Why are heat batteries useful to the wider electricity system?

Heat batteries do more than replace fossil-fuel heating. Because they can store heat in advance, they can shift electricity use away from periods when demand on the grid is highest.

The Neat Heat trial, involving tepeo, OVO Energy and UK Power Networks, demonstrated that heat batteries could move up to 95% of peak electricity demand for heating into off-peak periods.

As more homes, vehicles and businesses electrify, this flexibility can help the grid accommodate more renewable generation while reducing pressure during busy periods.

What is tepeo doing to support changes in energy policy?

tepeo is working to ensure heat batteries are properly represented in the UK’s transition to low-carbon heating.

This has included joining other energy companies, consumer organisations and environmental groups in calling for lower electricity costs, engaging with Electrify Britain, and inviting ministers and MPs to see heat battery technology operating in real homes.

These visits allow policymakers to speak directly with customers and understand how heat batteries can provide an electric-heating option for homes where other technologies may be difficult to install.

tepeo continues to advocate for affordable electricity, fair support for different low-carbon heating technologies and policies that give households a genuine choice.

Read about Electrify Britain’s visit to tepeo

Read the Financial Times coverage of the campaign to lower electricity costs

Is a heat battery suitable for every home?

No.
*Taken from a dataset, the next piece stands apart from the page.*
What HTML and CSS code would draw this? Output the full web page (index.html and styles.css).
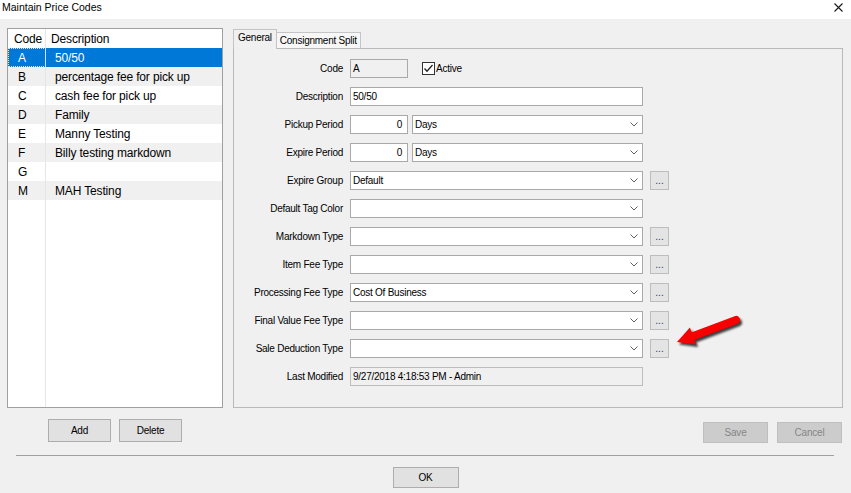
FILE: index.html
```html
<!DOCTYPE html>
<html>
<head>
<meta charset="utf-8">
<title>Maintain Price Codes</title>
<link rel="stylesheet" href="styles.css">
</head>
<body>
<div class="titlebar">
  <span class="title">Maintain Price Codes</span>
  <svg class="close" width="9" height="9" viewBox="0 0 9 9"><path d="M0.5 0.5L8.5 8.5M8.5 0.5L0.5 8.5" stroke="#1a1a1a" stroke-width="1.1"/></svg>
</div>
<div class="content">
  <div class="leftcol">
    <div class="list">
      <div class="lhead"><div class="c1">Code</div><div class="c2">Description</div></div>
      <div class="row sel"><div class="c1">A</div><div class="c2">50/50</div></div>
      <div class="row alt"><div class="c1">B</div><div class="c2">percentage fee for pick up</div></div>
      <div class="row"><div class="c1">C</div><div class="c2">cash fee for pick up</div></div>
      <div class="row alt"><div class="c1">D</div><div class="c2">Family</div></div>
      <div class="row"><div class="c1">E</div><div class="c2">Manny Testing</div></div>
      <div class="row alt"><div class="c1">F</div><div class="c2">Billy testing markdown</div></div>
      <div class="row"><div class="c1">G</div><div class="c2"></div></div>
      <div class="row alt"><div class="c1">M</div><div class="c2">MAH Testing</div></div>
    </div>
    <div class="lbtns">
      <button class="btn">Add</button>
      <button class="btn">Delete</button>
    </div>
  </div>
  <div class="rightcol">
    <div class="tabs">
      <div class="tab active">General</div>
      <div class="tab">Consignment Split</div>
    </div>
    <div class="panel">
      <div class="form">
        <div class="lbl">Code</div>
        <div class="fgroup">
          <div class="field code">A</div>
          <div class="check">
            <svg width="13" height="13" viewBox="0 0 13 13"><rect x="0.5" y="0.5" width="12" height="12" fill="#fff" stroke="#333"/><polyline points="2.5,6.5 5,9.2 10.5,3" fill="none" stroke="#222" stroke-width="1.3"/></svg>
            <span>Active</span>
          </div>
        </div>

        <div class="lbl">Description</div>
        <div class="field">50/50</div>

        <div class="lbl">Pickup Period</div>
        <div class="fgroup">
          <div class="field num">0</div>
          <div class="field select days"><span>Days</span><svg class="chev" width="8" height="5" viewBox="0 0 8 5"><polyline points="0.5,0.5 4,4 7.5,0.5" fill="none" stroke="#606060" stroke-width="1"/></svg></div>
        </div>

        <div class="lbl">Expire Period</div>
        <div class="fgroup">
          <div class="field num">0</div>
          <div class="field select days"><span>Days</span><svg class="chev" width="8" height="5" viewBox="0 0 8 5"><polyline points="0.5,0.5 4,4 7.5,0.5" fill="none" stroke="#606060" stroke-width="1"/></svg></div>
        </div>

        <div class="lbl">Expire Group</div>
        <div class="field select"><span>Default</span><svg class="chev" width="8" height="5" viewBox="0 0 8 5"><polyline points="0.5,0.5 4,4 7.5,0.5" fill="none" stroke="#606060" stroke-width="1"/></svg></div>
        <div class="dots">...</div>

        <div class="lbl">Default Tag Color</div>
        <div class="field select"><span></span><svg class="chev" width="8" height="5" viewBox="0 0 8 5"><polyline points="0.5,0.5 4,4 7.5,0.5" fill="none" stroke="#606060" stroke-width="1"/></svg></div>

        <div class="lbl">Markdown Type</div>
        <div class="field select"><span></span><svg class="chev" width="8" height="5" viewBox="0 0 8 5"><polyline points="0.5,0.5 4,4 7.5,0.5" fill="none" stroke="#606060" stroke-width="1"/></svg></div>
        <div class="dots">...</div>

        <div class="lbl">Item Fee Type</div>
        <div class="field select"><span></span><svg class="chev" width="8" height="5" viewBox="0 0 8 5"><polyline points="0.5,0.5 4,4 7.5,0.5" fill="none" stroke="#606060" stroke-width="1"/></svg></div>
        <div class="dots">...</div>

        <div class="lbl">Processing Fee Type</div>
        <div class="field select"><span>Cost Of Business</span><svg class="chev" width="8" height="5" viewBox="0 0 8 5"><polyline points="0.5,0.5 4,4 7.5,0.5" fill="none" stroke="#606060" stroke-width="1"/></svg></div>
        <div class="dots">...</div>

        <div class="lbl">Final Value Fee Type</div>
        <div class="field select"><span></span><svg class="chev" width="8" height="5" viewBox="0 0 8 5"><polyline points="0.5,0.5 4,4 7.5,0.5" fill="none" stroke="#606060" stroke-width="1"/></svg></div>
        <div class="dots">...</div>

        <div class="lbl">Sale Deduction Type</div>
        <div class="field select"><span></span><svg class="chev" width="8" height="5" viewBox="0 0 8 5"><polyline points="0.5,0.5 4,4 7.5,0.5" fill="none" stroke="#606060" stroke-width="1"/></svg></div>
        <div class="dots">...</div>

        <div class="lbl">Last Modified</div>
        <div class="field ro">9/27/2018 4:18:53 PM - Admin</div>
      </div>
      <svg class="arrow" width="80" height="50" viewBox="0 0 80 50">
        <defs>
          <filter id="sh" x="-30%" y="-30%" width="160%" height="160%"><feGaussianBlur stdDeviation="1.3"/></filter>
        </defs>
        <g filter="url(#sh)" opacity="0.75" transform="translate(2,2.5)">
          <path d="M66 15 L22 31.5" stroke="#000" stroke-width="8" stroke-linecap="round" fill="none"/>
          <polygon points="7,37 19.9,22.6 26.1,39.4" fill="#000"/>
        </g>
        <path d="M66 15 L22 31.5" stroke="#f80000" stroke-width="8" stroke-linecap="round" fill="none"/>
        <polygon points="7,37 19.9,22.6 26.1,39.4" fill="#f80000"/>
      </svg>
    </div>
    <div class="rbtns">
      <button class="btn dis">Save</button>
      <button class="btn dis">Cancel</button>
    </div>
  </div>
</div>
<div class="sep"></div>
<div class="footer">
  <button class="btn ok">OK</button>
</div>
</body>
</html>
```

FILE: styles.css
```css
html, body {
  margin: 0;
  padding: 0;
}
body {
  width: 851px;
  height: 493px;
  overflow: hidden;
  background: #f0f0f0;
  font-family: "Liberation Sans", Arial, sans-serif;
  color: #000;
}

.titlebar {
  height: 19px;
  background: #fff;
  display: flex;
  justify-content: space-between;
  align-items: flex-start;
}
.title {
  font-size: 10.5px;
  line-height: 15px;
  padding-left: 2px;
}
.close {
  margin: 3px 8px 0 0;
}

.content {
  display: flex;
  gap: 10px;
  padding: 9px 8px 0 7px;
}

.leftcol {
  width: 216px;
}
.list {
  height: 380px;
  box-sizing: border-box;
  border: 1px solid #a0a0a0;
  background: #fff linear-gradient(#e6e6e6, #e6e6e6) 37px 0 / 1px 100% no-repeat;
  font-size: 12px;
  letter-spacing: -0.15px;
}
.lhead, .row {
  display: flex;
  height: 19px;
  line-height: 21px;
  overflow: hidden;
}
.lhead {
  background: #fff;
}
.c1 {
  width: 38px;
  box-sizing: border-box;
  border-right: 1px solid #e6e6e6;
}
.c2 {
  flex: 1;
}
.lhead .c1 { padding-left: 6px; }
.lhead .c2 { padding-left: 5px; }
.row .c1 { padding-left: 10px; }
.row .c2 { padding-left: 9px; }
.row.alt {
  background: #f0f0f0;
}
.row.sel {
  background: #0078d7;
  color: #fff;
}
.row.sel .c1 {
  outline: 1px dotted #d8e8f8;
  outline-offset: -1px;
  border-right-color: #cfe3f6;
}

.btn {
  box-sizing: border-box;
  background: #e1e1e1;
  border: 1px solid #adadad;
  font-family: "Liberation Sans", Arial, sans-serif;
  font-size: 10px;
  letter-spacing: -0.2px;
  color: #000;
  padding: 0;
  margin: 0;
}
.lbtns {
  display: flex;
  gap: 8px;
  margin: 11px 0 0 41px;
}
.lbtns .btn {
  width: 63px;
  height: 23px;
}

.rightcol {
  width: 610px;
  padding-top: 1px;
}
.tabs {
  display: flex;
  align-items: flex-end;
  height: 19px;
  position: relative;
  z-index: 1;
  font-size: 10px;
  letter-spacing: -0.25px;
}
.tab {
  height: 16px;
  box-sizing: border-box;
  line-height: 15px;
  padding: 0 3px;
  border: 1px solid #c4c4c4;
  border-bottom: none;
  background: #f7f7f7;
}
.tab + .tab {
  border-left: none;
}
.tab.active {
  height: 20px;
  margin-bottom: -1px;
  line-height: 16px;
  padding: 0 4px;
  background: #f0f0f0;
}
.panel {
  position: relative;
  height: 360px;
  box-sizing: border-box;
  border: 1px solid #b9b9b9;
  padding-top: 5px;
}

.form {
  display: grid;
  grid-template-columns: 109px 293px 19px;
  grid-auto-rows: 28px;
  column-gap: 7px;
  align-items: center;
  font-size: 10px;
  letter-spacing: -0.25px;
}
.lbl {
  grid-column: 1;
  text-align: right;
}
.field, .fgroup {
  grid-column: 2;
}
.dots {
  grid-column: 3;
}
.fgroup {
  display: flex;
  align-items: center;
}
.field {
  height: 19px;
  box-sizing: border-box;
  border: 1px solid #a9a9a9;
  background: #fff;
  line-height: 17px;
  padding-left: 2px;
  white-space: nowrap;
  overflow: hidden;
}
.field.select {
  display: flex;
  justify-content: space-between;
  align-items: center;
  padding-right: 4px;
}
.chev {
  flex: none;
}
.field.code {
  width: 58px;
  background: #f0f0f0;
}
.check {
  display: flex;
  align-items: center;
  gap: 1px;
  margin-left: 14px;
}
.field.num {
  width: 58px;
  text-align: right;
  padding-right: 5px;
}
.field.days {
  width: 231px;
  margin-left: 4px;
}
.field.ro {
  background: #f0f0f0;
  border-color: #bdbdbd;
}
.dots {
  width: 19px;
  height: 19px;
  box-sizing: border-box;
  border: 1px solid #bdbdbd;
  background: #e4e4e4;
  color: #2a3a6a;
  text-align: center;
  line-height: 17px;
  letter-spacing: 0;
}

.arrow {
  position: absolute;
  left: 436px;
  top: 256px;
}

.rbtns {
  display: flex;
  justify-content: flex-end;
  gap: 9px;
  margin-top: 14px;
  padding-right: 1px;
}
.btn.dis {
  width: 65px;
  height: 21px;
  background: #cccccc;
  border-color: #bfbfbf;
  color: #868686;
}

.sep {
  margin: 12px 0 0 16px;
  width: 818px;
  height: 1px;
  background: #a0a0a0;
}
.footer {
  display: flex;
  justify-content: center;
  padding-top: 11px;
}
.btn.ok {
  width: 66px;
  height: 21px;
}
```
A credible transition to low-carbon heating requires different technologies for different properties.

The ZEB is designed for suitable homes with a wet central-heating system and may be particularly relevant where outdoor space is limited. However, suitability depends on factors including heat demand, available indoor space, electrical supply and hot-water requirements.

The important principle is not that every household should choose the same technology, but that every household should have access to an appropriate route away from fossil-fuel heating.